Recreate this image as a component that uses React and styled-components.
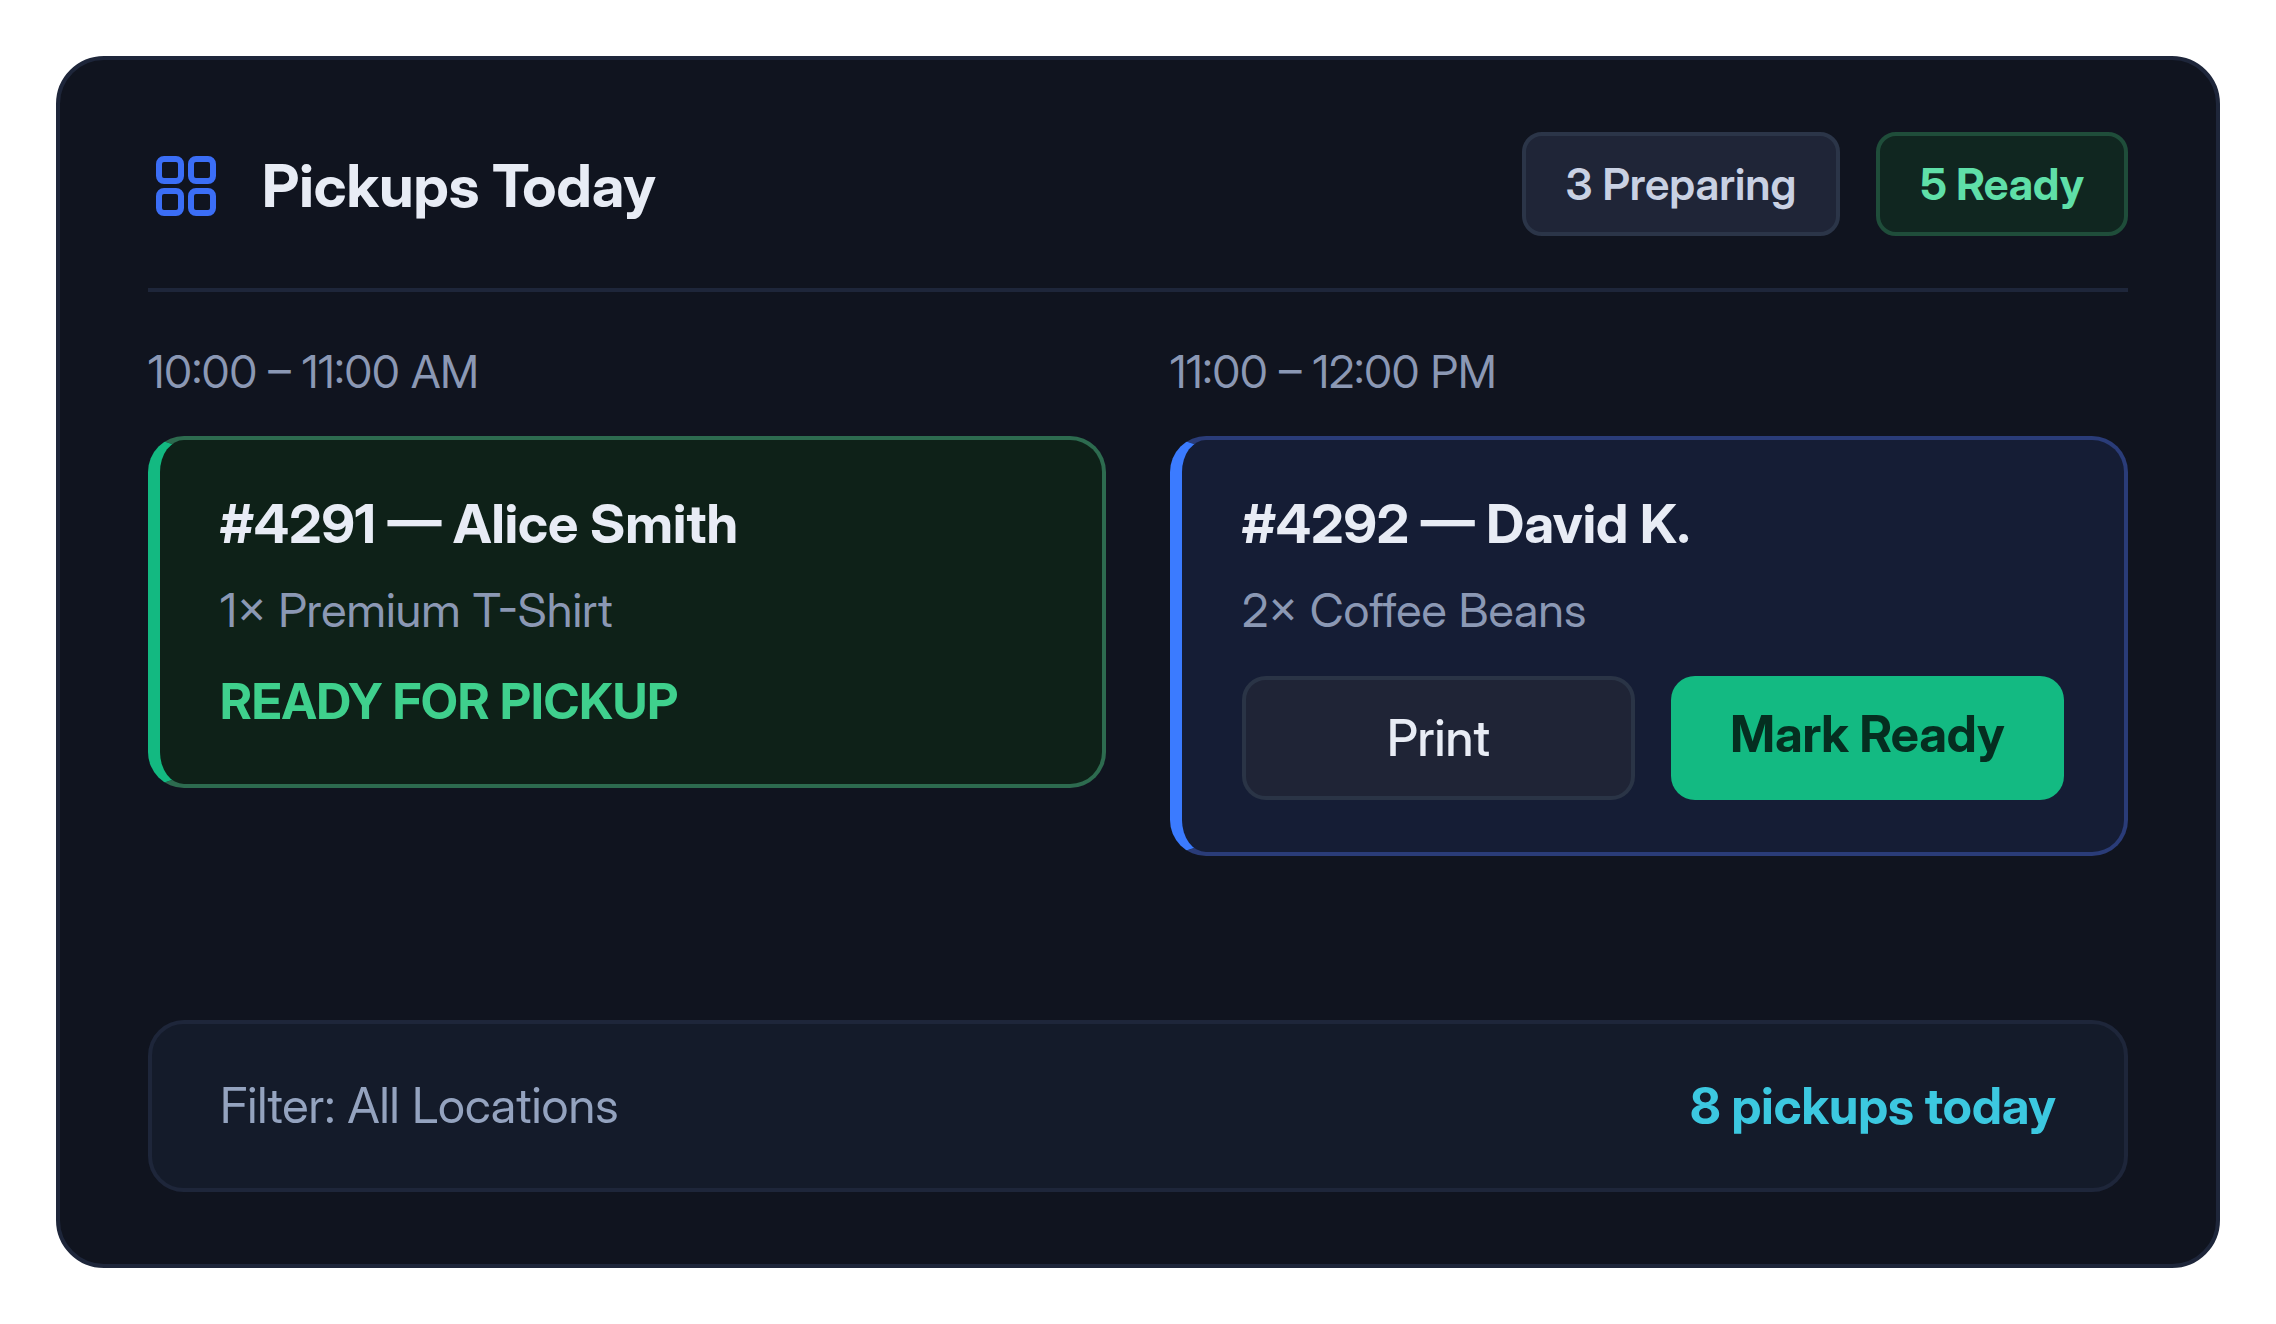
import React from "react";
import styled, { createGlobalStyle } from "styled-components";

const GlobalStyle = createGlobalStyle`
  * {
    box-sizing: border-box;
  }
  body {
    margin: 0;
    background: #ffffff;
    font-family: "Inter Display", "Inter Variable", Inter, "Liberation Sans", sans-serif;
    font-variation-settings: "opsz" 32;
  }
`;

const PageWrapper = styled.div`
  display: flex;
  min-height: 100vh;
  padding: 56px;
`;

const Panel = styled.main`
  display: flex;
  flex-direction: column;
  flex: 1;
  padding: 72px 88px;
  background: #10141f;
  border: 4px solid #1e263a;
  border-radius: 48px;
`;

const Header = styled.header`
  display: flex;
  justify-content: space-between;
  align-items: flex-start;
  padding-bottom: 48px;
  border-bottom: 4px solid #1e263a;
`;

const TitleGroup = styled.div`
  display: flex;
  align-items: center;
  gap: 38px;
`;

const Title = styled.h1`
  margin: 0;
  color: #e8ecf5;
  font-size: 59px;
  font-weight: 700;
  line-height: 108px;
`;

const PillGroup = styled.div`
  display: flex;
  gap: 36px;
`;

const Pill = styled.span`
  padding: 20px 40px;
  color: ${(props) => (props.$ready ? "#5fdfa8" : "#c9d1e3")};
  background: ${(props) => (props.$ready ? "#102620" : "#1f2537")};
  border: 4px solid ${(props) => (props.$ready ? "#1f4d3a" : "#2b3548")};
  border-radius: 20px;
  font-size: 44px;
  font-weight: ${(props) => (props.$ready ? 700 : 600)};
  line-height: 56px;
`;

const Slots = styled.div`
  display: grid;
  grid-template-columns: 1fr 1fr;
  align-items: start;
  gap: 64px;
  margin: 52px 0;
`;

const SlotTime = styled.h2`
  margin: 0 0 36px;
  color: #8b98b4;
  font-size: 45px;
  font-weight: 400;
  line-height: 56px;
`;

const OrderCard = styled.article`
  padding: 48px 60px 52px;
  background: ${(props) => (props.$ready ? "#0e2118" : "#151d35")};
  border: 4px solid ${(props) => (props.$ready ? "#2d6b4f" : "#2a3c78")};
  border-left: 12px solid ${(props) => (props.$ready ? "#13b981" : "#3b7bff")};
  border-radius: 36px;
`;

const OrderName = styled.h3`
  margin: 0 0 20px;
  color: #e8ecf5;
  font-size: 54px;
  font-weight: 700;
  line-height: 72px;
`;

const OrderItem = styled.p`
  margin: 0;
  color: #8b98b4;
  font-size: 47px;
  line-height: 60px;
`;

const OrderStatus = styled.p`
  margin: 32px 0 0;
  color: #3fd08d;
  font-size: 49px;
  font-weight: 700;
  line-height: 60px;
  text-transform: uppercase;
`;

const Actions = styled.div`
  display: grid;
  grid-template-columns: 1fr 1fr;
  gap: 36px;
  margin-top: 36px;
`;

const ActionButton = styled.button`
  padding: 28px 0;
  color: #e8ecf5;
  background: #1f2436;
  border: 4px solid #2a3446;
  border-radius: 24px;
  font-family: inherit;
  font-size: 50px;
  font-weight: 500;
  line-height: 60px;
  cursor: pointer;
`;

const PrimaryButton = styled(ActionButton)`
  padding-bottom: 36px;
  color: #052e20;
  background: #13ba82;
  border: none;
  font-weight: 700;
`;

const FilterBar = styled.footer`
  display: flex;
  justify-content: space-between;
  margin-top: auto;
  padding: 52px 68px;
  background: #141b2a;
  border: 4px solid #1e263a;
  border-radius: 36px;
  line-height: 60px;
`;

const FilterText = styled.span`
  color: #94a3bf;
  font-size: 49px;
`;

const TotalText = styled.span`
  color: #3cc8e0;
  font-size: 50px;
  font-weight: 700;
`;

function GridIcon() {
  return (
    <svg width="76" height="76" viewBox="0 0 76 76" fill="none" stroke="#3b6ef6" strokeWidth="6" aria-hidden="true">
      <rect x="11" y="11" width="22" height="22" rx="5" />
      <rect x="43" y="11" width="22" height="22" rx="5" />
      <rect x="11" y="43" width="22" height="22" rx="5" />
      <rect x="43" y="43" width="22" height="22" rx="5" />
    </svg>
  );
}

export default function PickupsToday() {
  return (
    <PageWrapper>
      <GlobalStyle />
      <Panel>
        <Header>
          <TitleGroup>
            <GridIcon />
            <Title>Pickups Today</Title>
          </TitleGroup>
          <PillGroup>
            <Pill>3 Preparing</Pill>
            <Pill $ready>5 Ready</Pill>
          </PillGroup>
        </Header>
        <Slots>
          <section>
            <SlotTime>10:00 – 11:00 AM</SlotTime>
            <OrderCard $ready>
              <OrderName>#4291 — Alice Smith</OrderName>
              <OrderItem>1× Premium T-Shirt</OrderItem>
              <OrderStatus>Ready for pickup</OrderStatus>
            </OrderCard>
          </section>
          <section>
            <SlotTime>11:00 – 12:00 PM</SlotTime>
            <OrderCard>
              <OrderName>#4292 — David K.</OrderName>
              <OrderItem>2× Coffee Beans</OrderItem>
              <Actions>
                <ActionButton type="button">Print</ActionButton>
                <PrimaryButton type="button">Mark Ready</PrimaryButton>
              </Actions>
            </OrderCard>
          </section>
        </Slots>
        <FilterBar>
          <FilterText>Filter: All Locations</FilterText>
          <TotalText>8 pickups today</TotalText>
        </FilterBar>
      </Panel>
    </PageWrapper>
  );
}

○ ○ ○

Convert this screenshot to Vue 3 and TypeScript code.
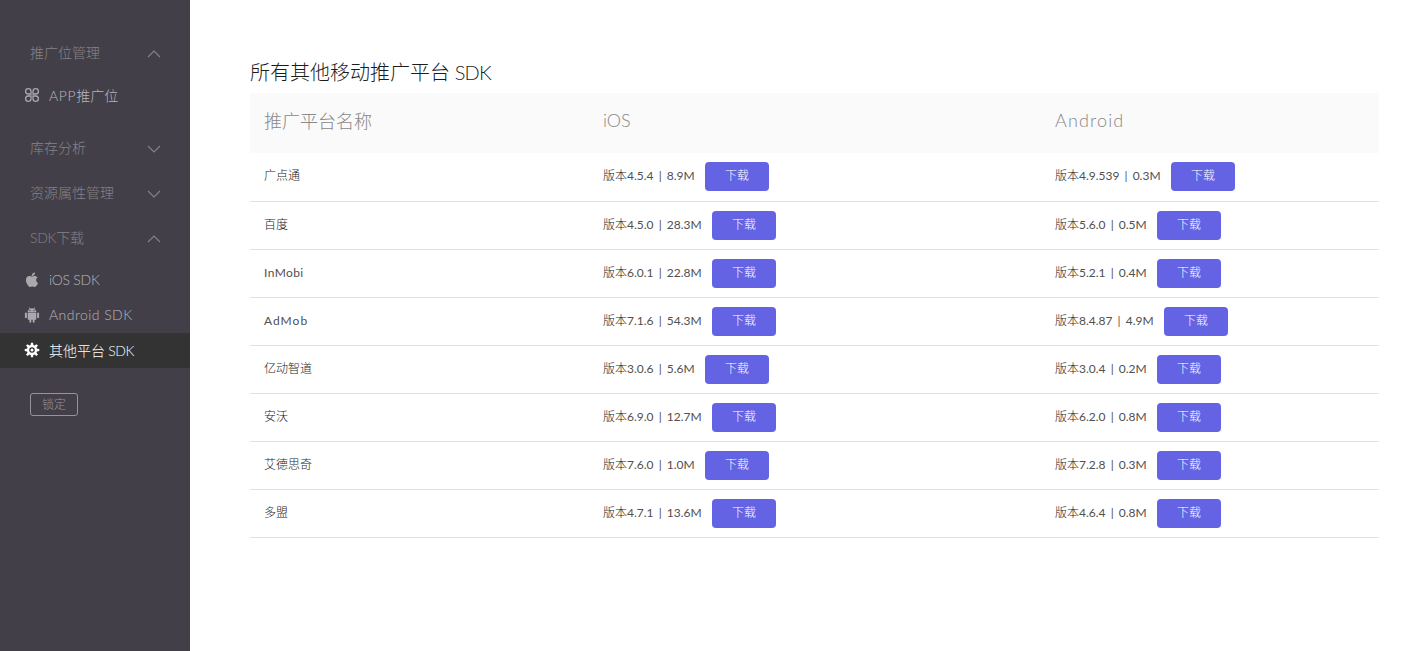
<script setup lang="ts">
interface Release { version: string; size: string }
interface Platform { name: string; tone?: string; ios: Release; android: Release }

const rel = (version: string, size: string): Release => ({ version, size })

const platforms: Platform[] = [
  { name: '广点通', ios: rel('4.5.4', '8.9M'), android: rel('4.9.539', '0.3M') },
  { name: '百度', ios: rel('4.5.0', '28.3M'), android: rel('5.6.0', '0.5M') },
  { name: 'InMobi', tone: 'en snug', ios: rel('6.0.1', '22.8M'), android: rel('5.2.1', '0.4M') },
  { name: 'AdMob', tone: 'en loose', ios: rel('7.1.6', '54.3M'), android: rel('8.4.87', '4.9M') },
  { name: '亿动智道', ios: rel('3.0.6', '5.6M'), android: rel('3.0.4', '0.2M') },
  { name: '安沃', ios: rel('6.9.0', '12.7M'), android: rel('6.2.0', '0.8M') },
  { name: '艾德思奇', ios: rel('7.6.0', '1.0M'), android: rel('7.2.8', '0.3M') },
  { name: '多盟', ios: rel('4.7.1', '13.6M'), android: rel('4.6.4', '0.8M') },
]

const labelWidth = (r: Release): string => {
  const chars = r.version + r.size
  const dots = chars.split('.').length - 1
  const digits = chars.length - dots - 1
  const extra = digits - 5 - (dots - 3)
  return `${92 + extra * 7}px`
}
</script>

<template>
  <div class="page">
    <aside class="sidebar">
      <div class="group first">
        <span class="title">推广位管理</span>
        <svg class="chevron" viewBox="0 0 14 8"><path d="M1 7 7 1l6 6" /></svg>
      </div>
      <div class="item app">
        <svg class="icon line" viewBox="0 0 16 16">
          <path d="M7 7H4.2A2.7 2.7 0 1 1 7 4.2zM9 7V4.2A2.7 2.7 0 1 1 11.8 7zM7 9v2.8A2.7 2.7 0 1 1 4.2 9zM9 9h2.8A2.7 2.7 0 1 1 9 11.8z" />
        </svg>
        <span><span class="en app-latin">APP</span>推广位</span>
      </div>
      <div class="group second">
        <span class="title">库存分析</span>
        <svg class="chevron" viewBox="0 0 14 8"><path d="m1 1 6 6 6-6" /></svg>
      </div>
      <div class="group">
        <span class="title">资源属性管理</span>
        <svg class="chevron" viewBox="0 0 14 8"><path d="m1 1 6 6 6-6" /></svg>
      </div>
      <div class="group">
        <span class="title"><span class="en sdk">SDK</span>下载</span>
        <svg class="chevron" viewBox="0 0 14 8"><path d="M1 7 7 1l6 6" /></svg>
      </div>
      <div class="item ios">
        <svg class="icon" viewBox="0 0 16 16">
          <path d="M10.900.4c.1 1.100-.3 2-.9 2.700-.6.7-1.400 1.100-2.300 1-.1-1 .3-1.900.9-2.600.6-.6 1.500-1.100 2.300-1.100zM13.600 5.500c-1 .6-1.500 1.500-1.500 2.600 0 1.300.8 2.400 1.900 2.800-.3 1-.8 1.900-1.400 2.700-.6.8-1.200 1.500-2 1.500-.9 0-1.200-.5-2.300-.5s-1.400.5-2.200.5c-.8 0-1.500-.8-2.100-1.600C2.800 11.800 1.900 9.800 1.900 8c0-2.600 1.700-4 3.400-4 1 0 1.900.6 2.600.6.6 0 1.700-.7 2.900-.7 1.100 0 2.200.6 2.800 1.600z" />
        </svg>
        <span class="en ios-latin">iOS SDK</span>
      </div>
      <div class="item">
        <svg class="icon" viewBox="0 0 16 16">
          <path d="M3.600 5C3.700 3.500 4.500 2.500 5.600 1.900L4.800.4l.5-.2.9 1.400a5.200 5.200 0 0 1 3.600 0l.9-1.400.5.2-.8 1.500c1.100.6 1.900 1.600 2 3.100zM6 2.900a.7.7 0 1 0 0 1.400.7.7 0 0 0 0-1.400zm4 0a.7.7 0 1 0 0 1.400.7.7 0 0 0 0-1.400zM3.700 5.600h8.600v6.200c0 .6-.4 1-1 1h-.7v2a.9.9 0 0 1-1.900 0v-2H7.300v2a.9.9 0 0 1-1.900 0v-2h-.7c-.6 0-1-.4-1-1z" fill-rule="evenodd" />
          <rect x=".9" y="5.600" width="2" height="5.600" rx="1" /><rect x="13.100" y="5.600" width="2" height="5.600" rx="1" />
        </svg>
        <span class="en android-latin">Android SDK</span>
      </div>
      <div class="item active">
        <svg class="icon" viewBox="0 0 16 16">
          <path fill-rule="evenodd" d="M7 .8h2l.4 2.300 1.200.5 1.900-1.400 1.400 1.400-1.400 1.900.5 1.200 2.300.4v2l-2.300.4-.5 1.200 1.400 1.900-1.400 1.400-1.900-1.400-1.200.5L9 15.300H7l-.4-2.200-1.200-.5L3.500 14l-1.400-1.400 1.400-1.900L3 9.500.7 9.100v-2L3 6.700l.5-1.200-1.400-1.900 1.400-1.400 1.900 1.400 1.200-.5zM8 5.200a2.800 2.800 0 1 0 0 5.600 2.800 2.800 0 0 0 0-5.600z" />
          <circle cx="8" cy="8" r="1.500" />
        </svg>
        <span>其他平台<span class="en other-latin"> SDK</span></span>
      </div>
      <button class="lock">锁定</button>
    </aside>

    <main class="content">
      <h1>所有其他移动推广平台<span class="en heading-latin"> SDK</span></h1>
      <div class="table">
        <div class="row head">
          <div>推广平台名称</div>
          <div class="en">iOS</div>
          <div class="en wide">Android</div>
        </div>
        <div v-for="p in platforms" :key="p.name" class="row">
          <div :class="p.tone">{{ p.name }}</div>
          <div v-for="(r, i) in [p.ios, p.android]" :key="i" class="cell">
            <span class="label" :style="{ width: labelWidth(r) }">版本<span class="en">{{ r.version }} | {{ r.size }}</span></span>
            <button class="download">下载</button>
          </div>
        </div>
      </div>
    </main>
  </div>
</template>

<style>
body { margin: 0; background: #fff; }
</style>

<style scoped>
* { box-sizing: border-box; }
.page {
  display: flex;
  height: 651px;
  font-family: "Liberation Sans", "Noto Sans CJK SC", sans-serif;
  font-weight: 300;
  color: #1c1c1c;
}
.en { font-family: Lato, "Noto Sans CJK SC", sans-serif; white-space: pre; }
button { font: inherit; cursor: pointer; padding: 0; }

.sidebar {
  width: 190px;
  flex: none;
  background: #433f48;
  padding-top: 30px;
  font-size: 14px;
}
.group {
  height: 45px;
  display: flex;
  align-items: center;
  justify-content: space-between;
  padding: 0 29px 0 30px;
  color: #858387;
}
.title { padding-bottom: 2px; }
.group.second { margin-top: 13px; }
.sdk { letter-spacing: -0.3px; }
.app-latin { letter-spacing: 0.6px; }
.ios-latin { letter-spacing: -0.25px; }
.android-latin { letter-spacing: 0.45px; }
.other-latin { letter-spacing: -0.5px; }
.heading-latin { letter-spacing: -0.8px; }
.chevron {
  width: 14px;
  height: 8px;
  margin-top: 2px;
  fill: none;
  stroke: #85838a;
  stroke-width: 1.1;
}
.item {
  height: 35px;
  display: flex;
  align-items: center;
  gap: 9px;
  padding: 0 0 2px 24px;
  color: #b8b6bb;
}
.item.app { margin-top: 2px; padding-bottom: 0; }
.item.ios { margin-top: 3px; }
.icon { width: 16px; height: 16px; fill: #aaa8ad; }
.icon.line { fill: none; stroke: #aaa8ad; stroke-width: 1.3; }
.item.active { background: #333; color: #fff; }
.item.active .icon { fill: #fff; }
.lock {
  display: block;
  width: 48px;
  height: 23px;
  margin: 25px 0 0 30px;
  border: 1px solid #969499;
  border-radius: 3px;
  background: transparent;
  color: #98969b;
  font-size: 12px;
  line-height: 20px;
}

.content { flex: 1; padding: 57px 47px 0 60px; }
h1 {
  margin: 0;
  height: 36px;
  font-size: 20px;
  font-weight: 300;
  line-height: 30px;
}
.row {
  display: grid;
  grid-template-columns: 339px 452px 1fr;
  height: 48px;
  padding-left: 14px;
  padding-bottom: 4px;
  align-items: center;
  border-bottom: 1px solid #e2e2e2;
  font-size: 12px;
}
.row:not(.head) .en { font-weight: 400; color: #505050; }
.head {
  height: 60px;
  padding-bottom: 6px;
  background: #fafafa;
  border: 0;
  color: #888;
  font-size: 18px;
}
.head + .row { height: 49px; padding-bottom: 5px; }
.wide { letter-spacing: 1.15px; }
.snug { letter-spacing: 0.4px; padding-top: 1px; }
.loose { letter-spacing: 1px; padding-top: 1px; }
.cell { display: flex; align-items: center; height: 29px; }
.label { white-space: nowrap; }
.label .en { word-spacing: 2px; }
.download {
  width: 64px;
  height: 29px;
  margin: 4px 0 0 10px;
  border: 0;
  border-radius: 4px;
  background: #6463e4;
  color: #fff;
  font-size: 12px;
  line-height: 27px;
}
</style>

○ ○ ○

What you should do:
Transcribe only the lines from the line holding "Convert this screenshot" through the line holding "const rel = (version: string, size: string): Release", inclusive, without any of the pictures.

Right answer:
Convert this screenshot to Vue 3 and TypeScript code.
<script setup lang="ts">
interface Release { version: string; size: string }
interface Platform { name: string; tone?: string; ios: Release; android: Release }

const rel = (version: string, size: string): Release => ({ version, size })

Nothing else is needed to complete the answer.